Polish parcel locker operator InPost soars in Euronext Amsterdam debut

Polish parcel locker operator InPost soars in Euronext Amsterdam debut
InPost’s parcel lockers – which can be operated via a phone app – are a common sight in Poland.
By Wojciech Kosc in Warsaw January 27, 2021

Shares in Polish parcel locker operator InPost jumped 19% on the company’s debut on Euronext Amsterdam on January 27, demonstrating investors’ interest in businesses that manage to thrive during the global pandemic.

InPost’s IPO in Amsterdam priced the company's shares at €16, valuing the company at €8bn, and the rise in the shares pushed the valuation up to €9.5bn. 

InPost’s offering consisted of a €2.8bn private placement of existing shares to institutional investors, some of which – Black Rock, Capital World Investors, and GIC - went in early to buy just over €1bn worth of shares. The private placement represents 35% of the company's shares. 

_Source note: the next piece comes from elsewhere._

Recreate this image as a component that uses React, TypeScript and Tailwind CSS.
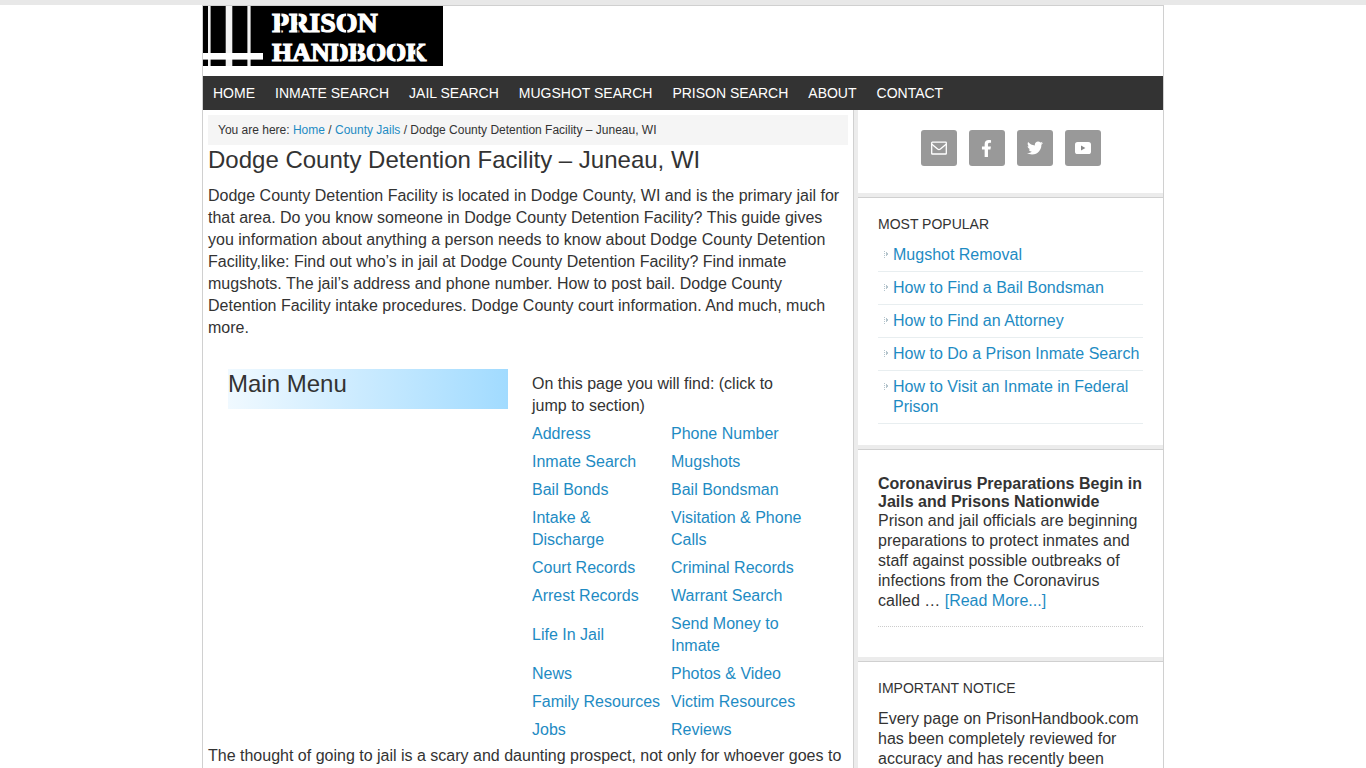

It also is a harbinger of good times for e-commerce and related services in the post-pandemic economy, which is expected to shift some consumer and work habits online for good. The interest in the offering proved so big that InPost decided to bring forward the subscription deadline and launch on Euronext Amsterdam on January 27 instead of the originally planned date in February.

E-commerce and logistic services have been in huge demand in Poland and across Europe since the COVID-19 (coronavirus) pandemic shifted much of consumer activity online, with purchase deliveries to parcel lockers like InPost’s.

Nearly a fifth of December turnover in the textiles, clothing and shoes category was from online shopping, Poland’s statistical office GUS said last week. That is still a drop from 35.4% in November.

Similarly, significant portions of consumer spending in the domestic appliances and books categories was online shopping. Most online retailers offer InPost's parcel lockers as a delivery option.

InPost’s parcel lockers – which can be operated basically in a contactless way via a phone app – are a common sight in Poland. The company operated 12,254 of them at the end of last year. 

The company’s share of the domestic B2C [business to consumer] delivery parcel volume in Poland more than doubled from 21% in 2017 to 43% last year. The company’s revenue doubled y/y to PLN1.67bn (€377mn) as of the third quarter. 

In 2007-2017 InPost and its holding company, Integer, were listed on the Warsaw Stock Exchange, although its core business centred on actual postal deliveries in direct competition to the state-owned operator Poczta Polska. 

The company lost a PLN3bn tender to become Poland’s designated postal operator, however, in 2015 and its WSE debut, while initially promising, quickly showed weak fundamentals of the company, which was then only beginning to roll out its parcel locker operations on a bigger scale. Eventually, Integer and InPost were delisted. Additionally, the company received much bad coverage in the media after it sold a subsidiary, which owed employees wages, to an external entity, which not only never paid arrears to people but laid them off. 

The Amsterdam IPO sold shares from existing shareholders – Advent International, Templeton, and an investment fund of Polish insuror PZU. 

The company’s founder, Rafal Brzoska, owns 13% of InPost, although only 1% directly, with the rest held by a Malta-registered company A&R, which in turn is majority-owned by a Liechtenstein-based foundation controlled by Brzoska.

At the company’s current valuation, Brzoska is probably Poland’s seventh-richest person, worth some PLN5.7bn, Business Insider Polska estimated. 

The IPO's global co-ordinators were Citigroup, Goldman Sachs and JP Morgan.